Short task >>
Extract every line below that contains the word "this".

Extracted material >>
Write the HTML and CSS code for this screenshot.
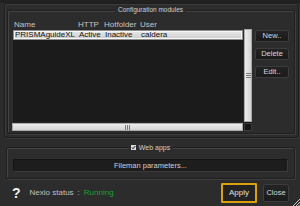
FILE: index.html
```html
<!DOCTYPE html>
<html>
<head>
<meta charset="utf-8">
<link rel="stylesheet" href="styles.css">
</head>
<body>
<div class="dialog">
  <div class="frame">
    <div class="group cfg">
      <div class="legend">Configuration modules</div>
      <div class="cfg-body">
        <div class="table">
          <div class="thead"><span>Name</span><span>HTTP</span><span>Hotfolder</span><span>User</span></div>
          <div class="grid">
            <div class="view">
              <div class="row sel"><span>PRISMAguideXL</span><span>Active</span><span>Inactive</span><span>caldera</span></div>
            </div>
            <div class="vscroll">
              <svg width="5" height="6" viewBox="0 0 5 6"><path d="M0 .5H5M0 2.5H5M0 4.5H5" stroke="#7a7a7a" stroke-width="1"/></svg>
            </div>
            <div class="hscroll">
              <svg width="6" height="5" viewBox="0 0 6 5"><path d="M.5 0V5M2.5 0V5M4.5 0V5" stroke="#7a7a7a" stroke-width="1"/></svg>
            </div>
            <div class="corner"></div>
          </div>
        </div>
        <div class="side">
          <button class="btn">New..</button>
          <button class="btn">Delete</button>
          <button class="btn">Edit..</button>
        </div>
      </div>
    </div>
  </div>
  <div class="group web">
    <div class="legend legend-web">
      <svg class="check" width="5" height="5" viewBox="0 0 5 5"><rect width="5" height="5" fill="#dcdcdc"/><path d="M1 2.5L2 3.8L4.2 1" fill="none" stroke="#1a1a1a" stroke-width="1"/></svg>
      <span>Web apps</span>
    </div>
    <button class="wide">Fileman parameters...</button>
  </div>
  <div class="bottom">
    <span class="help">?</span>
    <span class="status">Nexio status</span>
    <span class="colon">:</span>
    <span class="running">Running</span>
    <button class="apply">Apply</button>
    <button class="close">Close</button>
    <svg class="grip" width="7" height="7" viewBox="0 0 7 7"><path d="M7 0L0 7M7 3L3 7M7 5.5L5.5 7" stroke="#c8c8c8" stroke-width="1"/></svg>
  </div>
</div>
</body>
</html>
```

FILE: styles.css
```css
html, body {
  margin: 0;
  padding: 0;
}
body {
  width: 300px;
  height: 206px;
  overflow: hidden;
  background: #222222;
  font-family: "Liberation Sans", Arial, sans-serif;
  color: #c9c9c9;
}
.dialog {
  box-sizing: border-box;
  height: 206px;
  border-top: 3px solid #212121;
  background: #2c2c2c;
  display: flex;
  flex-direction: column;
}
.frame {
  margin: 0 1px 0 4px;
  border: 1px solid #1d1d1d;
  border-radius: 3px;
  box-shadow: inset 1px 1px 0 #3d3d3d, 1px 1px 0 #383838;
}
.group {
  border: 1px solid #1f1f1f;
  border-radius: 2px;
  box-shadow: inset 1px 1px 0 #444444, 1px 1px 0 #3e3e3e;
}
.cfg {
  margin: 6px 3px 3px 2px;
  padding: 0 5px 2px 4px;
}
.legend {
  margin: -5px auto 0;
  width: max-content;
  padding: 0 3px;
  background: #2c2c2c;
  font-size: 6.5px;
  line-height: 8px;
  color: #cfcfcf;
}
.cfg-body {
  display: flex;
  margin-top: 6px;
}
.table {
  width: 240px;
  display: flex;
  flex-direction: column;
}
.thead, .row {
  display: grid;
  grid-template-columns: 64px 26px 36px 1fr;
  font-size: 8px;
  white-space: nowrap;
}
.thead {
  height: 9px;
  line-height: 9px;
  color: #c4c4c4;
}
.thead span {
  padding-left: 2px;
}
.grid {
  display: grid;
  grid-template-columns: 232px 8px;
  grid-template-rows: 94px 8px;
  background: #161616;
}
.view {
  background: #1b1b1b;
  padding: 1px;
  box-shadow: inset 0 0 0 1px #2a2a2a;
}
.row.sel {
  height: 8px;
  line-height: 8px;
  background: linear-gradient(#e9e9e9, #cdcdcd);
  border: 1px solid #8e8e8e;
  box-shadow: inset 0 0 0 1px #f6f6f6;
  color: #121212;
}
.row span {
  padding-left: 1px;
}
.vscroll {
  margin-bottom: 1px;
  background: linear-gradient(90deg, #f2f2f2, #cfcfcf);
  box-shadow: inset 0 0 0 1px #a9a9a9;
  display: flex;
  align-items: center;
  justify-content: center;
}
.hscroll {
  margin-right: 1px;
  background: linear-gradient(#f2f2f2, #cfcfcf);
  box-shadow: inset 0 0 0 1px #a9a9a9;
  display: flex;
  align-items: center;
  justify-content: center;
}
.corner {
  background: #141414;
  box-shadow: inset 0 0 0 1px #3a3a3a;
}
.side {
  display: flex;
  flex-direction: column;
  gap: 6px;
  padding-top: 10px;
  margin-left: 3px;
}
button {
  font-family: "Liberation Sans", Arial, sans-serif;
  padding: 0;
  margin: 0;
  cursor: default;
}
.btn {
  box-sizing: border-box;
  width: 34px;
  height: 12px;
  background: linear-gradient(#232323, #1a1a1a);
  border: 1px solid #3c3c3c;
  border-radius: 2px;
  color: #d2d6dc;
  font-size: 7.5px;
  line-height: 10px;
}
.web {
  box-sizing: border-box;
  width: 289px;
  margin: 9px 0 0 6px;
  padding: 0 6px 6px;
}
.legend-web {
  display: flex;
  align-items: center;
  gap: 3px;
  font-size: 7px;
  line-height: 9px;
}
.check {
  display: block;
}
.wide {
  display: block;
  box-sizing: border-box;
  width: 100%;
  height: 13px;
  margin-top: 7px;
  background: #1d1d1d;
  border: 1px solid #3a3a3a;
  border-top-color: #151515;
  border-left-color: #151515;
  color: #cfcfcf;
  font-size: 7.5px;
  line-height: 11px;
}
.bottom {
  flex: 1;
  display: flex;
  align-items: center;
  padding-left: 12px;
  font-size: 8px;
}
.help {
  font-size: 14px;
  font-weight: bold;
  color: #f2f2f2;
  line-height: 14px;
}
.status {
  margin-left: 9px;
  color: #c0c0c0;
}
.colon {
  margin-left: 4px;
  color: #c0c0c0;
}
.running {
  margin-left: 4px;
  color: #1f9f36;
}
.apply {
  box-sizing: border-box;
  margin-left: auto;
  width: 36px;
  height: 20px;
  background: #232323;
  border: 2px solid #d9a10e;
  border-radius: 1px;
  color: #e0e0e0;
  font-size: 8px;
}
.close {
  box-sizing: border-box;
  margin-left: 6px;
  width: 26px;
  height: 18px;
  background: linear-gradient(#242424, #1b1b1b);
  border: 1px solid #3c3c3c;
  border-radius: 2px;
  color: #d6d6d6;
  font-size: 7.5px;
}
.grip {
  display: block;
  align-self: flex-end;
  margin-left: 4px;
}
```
==
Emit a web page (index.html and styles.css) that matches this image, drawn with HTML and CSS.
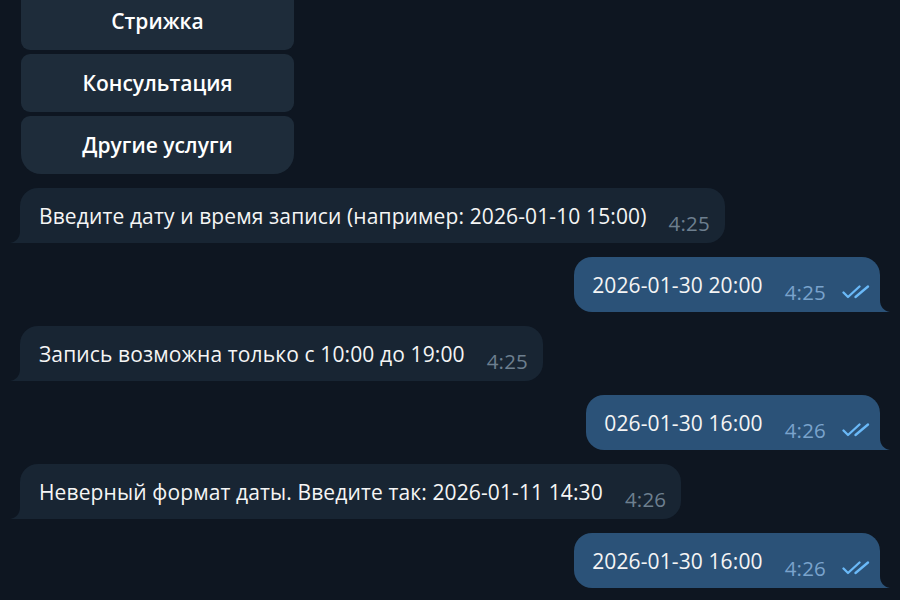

Final result >>
Write the HTML and CSS code for this screenshot.
Emit a web page (index.html and styles.css) that matches this image, drawn with HTML and CSS.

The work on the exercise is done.